____ Data extract
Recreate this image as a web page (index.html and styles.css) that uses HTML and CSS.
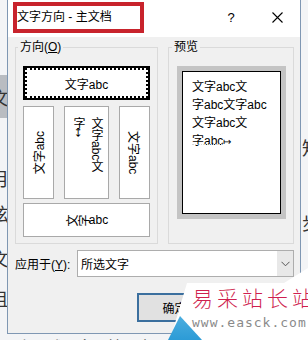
FILE: index.html
```html
<!DOCTYPE html>
<html lang="zh-CN">
<head>
    <meta charset="UTF-8">
    <title>文字方向 - 主文档</title>
    <link rel="stylesheet" href="styles.css">
</head>
<body>
    <!-- documento detrás del diálogo -->
    <div class="doc-left">
        <div class="band"><span class="doc-char">文</span></div>
        <span class="doc-char m1">、</span>
        <span class="doc-char m2">月</span>
        <span class="doc-char m3">泫</span>
        <span class="doc-char m4">文</span>
        <span class="doc-char m5">且</span>
    </div>

    <div class="dialog">
        <div class="titlebar">
            <div class="title-box">文字方向 - 主文档</div>
            <div class="title-btn help">?</div>
            <div class="title-btn close">
                <svg width="11" height="11" viewBox="0 0 11 11"><path d="M0.5 0.5L10.5 10.5M10.5 0.5L0.5 10.5" stroke="#000" stroke-width="1.1" fill="none"/></svg>
            </div>
        </div>

        <div class="dialog-body">
            <div class="groups">
                <fieldset class="group orient">
                    <legend>方向(<u>O</u>)</legend>
                    <div class="opt opt-h selected">文字abc</div>
                    <div class="opt-row">
                        <div class="opt opt-v up"><span class="sideways">文字abc</span></div>
                        <div class="opt opt-v stack"><span class="upright">文字abc文<br>字<span class="para">↦</span></span></div>
                        <div class="opt opt-v down"><span class="sideways">文字abc</span></div>
                    </div>
                    <div class="opt opt-h"><span class="rot">文</span><span class="rot">字</span>abc</div>
                </fieldset>

                <fieldset class="group preview">
                    <legend>预览</legend>
                    <div class="preview-frame">
                        <div class="preview-page">
                            文字abc文<br>
                            字abc文字abc<br>
                            文字abc文<br>
                            字abc<span class="para">↦</span><br>
                            <span class="dots"></span>
                        </div>
                    </div>
                </fieldset>
            </div>

            <div class="apply-row">
                <label class="apply-label">应用于(<u>Y</u>):</label>
                <div class="select">
                    <span class="select-value">所选文字</span>
                    <span class="select-arrow">
                        <svg width="9" height="6" viewBox="0 0 9 6"><path d="M0.5 0.8L4.5 4.8L8.5 0.8" stroke="#555" stroke-width="1" fill="none"/></svg>
                    </span>
                </div>
            </div>

            <div class="btn-row">
                <div class="btn default">确定</div>
                <div class="btn">取消</div>
            </div>
        </div>
    </div>

    <div class="doc-right">
        <span class="doc-char r1">知</span>
        <span class="doc-char r2">步</span>
    </div>

    <div class="doc-bottom">上述文档内容的排列</div>

    <!-- marca de agua -->
    <div class="watermark">
        <div class="wm-title">易采站长站</div>
        <div class="wm-url">www.easck.com</div>
    </div>
</body>
</html>
```

FILE: styles.css
```css
/* === BASE === */
* {
    box-sizing: border-box;
}

body {
    margin: 0;
    width: 308px;
    height: 340px;
    overflow: hidden;
    position: relative;
    background: #f3f4f6;
    font-family: "Liberation Sans", "Noto Sans CJK SC", sans-serif;
    font-size: 12px;
    color: #000;
    display: grid;
    grid-template-columns: 7px 294px 1fr;
    grid-template-rows: 334px 1fr;
}

/* === DOCUMENTO DE FONDO === */
.doc-left {
    grid-column: 1;
    grid-row: 1 / 3;
    overflow: hidden;
    display: flex;
    flex-direction: column;
    padding-top: 75px;
}

.doc-char {
    display: block;
    font-family: "Noto Sans CJK SC", sans-serif;
    font-size: 18px;
    line-height: 20px;
    height: 20px;
    color: #333;
    white-space: nowrap;
}

.doc-left .doc-char {
    margin-left: -9px;
}

.band {
    height: 43px;
    background: #b9bcc1;
    padding-top: 12px;
}

.doc-left .m1 { margin-top: 20px; }
.doc-left .m2 { margin-top: 10px; }
.doc-left .m3 { margin-top: 15px; }
.doc-left .m4 { margin-top: 25px; }
.doc-left .m5 { margin-top: 20px; }

.doc-right {
    grid-column: 3;
    grid-row: 1 / 3;
    overflow: hidden;
    padding-top: 137px;
}

.doc-right .doc-char {
    margin-left: 1px;
}

.doc-right .r2 { margin-top: 55px; }

.doc-bottom {
    grid-column: 2;
    grid-row: 2;
    overflow: hidden;
    padding: 3px 0 0 10px;
    font-family: "Noto Sans CJK SC", sans-serif;
    font-size: 16px;
    line-height: 18px;
    letter-spacing: 14px;
    color: #444;
    white-space: nowrap;
}

/* === DIÁLOGO === */
.dialog {
    grid-column: 2;
    grid-row: 1;
    background: #f0f0f0;
    border: 1px solid #7f97b3;
    border-top: 0;
    display: flex;
    flex-direction: column;
}

.titlebar {
    height: 37px;
    background: #fff;
    display: flex;
    align-items: flex-start;
    padding: 2px 0 0 5px;
}

/* recuadro rojo de anotación */
.title-box {
    width: 131px;
    height: 31px;
    border: 4px solid #c8232c;
    line-height: 23px;
    white-space: nowrap;
}

.title-btn {
    width: 46px;
    height: 30px;
    display: flex;
    align-items: center;
    justify-content: center;
    font-size: 13px;
}

.help {
    margin-left: auto;
}

.dialog-body {
    flex: 1;
    padding: 2px 6px 0 7px;
    display: flex;
    flex-direction: column;
}

.groups {
    display: grid;
    grid-template-columns: 143px 1fr;
    gap: 10px;
}

.group {
    margin: 0;
    min-width: 0;
    border: 1px solid #dadada;
    padding: 11px 7px 6px 7px;
}

.group legend {
    padding: 0 2px;
    margin-left: -5px;
    line-height: 16px;
    font-size: 12px;
}

.preview {
    padding-left: 8px;
}

/* === OPCIONES DE DIRECCIÓN === */
.opt {
    background: #fff;
    border: 1px solid #a9a9a9;
    display: flex;
    align-items: center;
    justify-content: center;
}

.opt-h {
    height: 34px;
}

.opt-h.selected {
    border: 2px solid #000;
    outline: 2px dotted #000;
    outline-offset: -4px;
}

.opt-row {
    display: flex;
    justify-content: space-between;
    margin: 6px 0 4px;
}

.opt-v {
    height: 93px;
    width: 31px;
}

.opt-v.stack {
    width: 45px;
    align-items: flex-start;
    padding-top: 10px;
}

.sideways {
    writing-mode: vertical-rl;
    text-orientation: sideways;
}

.up .sideways {
    transform: rotate(180deg);
}

.upright {
    writing-mode: vertical-rl;
    line-height: 17px;
}

.rot {
    display: inline-block;
    transform: rotate(-90deg);
}

.para {
    font-family: "DejaVu Sans", sans-serif;
    font-size: 10px;
}

/* === VISTA PREVIA === */
.preview-frame {
    height: 153px;
    background: #c4c4c4;
    padding: 5px;
}

.preview-page {
    height: 100%;
    background: #fff;
    border: 1px solid #000;
    padding: 6px 0 0 9px;
    line-height: 18px;
    white-space: nowrap;
}

.dots {
    display: inline-block;
    width: 30px;
    vertical-align: top;
    margin-top: -7px;
    border-bottom: 1px dotted #d8d8d8;
}

/* === APLICAR A === */
.apply-row {
    display: flex;
    align-items: center;
    margin-top: 6px;
}

.apply-label {
    width: 62px;
    flex-shrink: 0;
}

.select {
    flex: 1;
    height: 27px;
    background: #fff;
    border: 1px solid #adadad;
    display: flex;
    align-items: center;
}

.select-value {
    flex: 1;
    padding-left: 3px;
}

.select-arrow {
    width: 16px;
    height: 100%;
    background: #e8e8e8;
    display: flex;
    align-items: center;
    justify-content: center;
}

/* === BOTONES === */
.btn-row {
    display: flex;
    justify-content: flex-end;
    gap: 7px;
    margin-top: 16px;
}

.btn {
    width: 75px;
    height: 29px;
    background: #e1e1e1;
    border: 1px solid #adadad;
    display: flex;
    align-items: center;
    justify-content: center;
}

.btn.default {
    border: 2px solid #3b6f9e;
}

/* === MARCA DE AGUA === */
.watermark {
    position: absolute;
    left: 168px;
    top: 266px;
    width: 140px;
    height: 74px;
    padding: 20px 0 0 24px;
    overflow: hidden;
}

.watermark::before {
    content: "";
    position: absolute;
    inset: 0;
    background: #fff;
    clip-path: polygon(19px 17px, 116px 17px, 140px 2px, 140px 74px, 2px 74px);
}

.watermark::after {
    content: "";
    position: absolute;
    inset: 0;
    background: linear-gradient(180deg, #8fd6f2, #2c9bd6);
    clip-path: polygon(0 74px, 12px 50px, 34px 74px);
}

.wm-title {
    position: relative;
    z-index: 1;
    font-family: "Noto Sans CJK SC", sans-serif;
    font-weight: 300;
    font-size: 21px;
    line-height: 22px;
    letter-spacing: 4px;
    color: #cf1f4f;
    white-space: nowrap;
}

.wm-url {
    position: relative;
    z-index: 1;
    margin-top: 7px;
    font-family: "DejaVu Sans Mono", monospace;
    font-size: 13px;
    line-height: 16px;
    letter-spacing: 1px;
    color: #8a8a8a;
    white-space: nowrap;
}
```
________
__What you are asked to do__
Pull every line containing the word "index" out of the material.

__Task answer__
Recreate this image as a web page (index.html and styles.css) that uses HTML and CSS.
FILE: index.html
    z-index: 1;
    z-index: 1;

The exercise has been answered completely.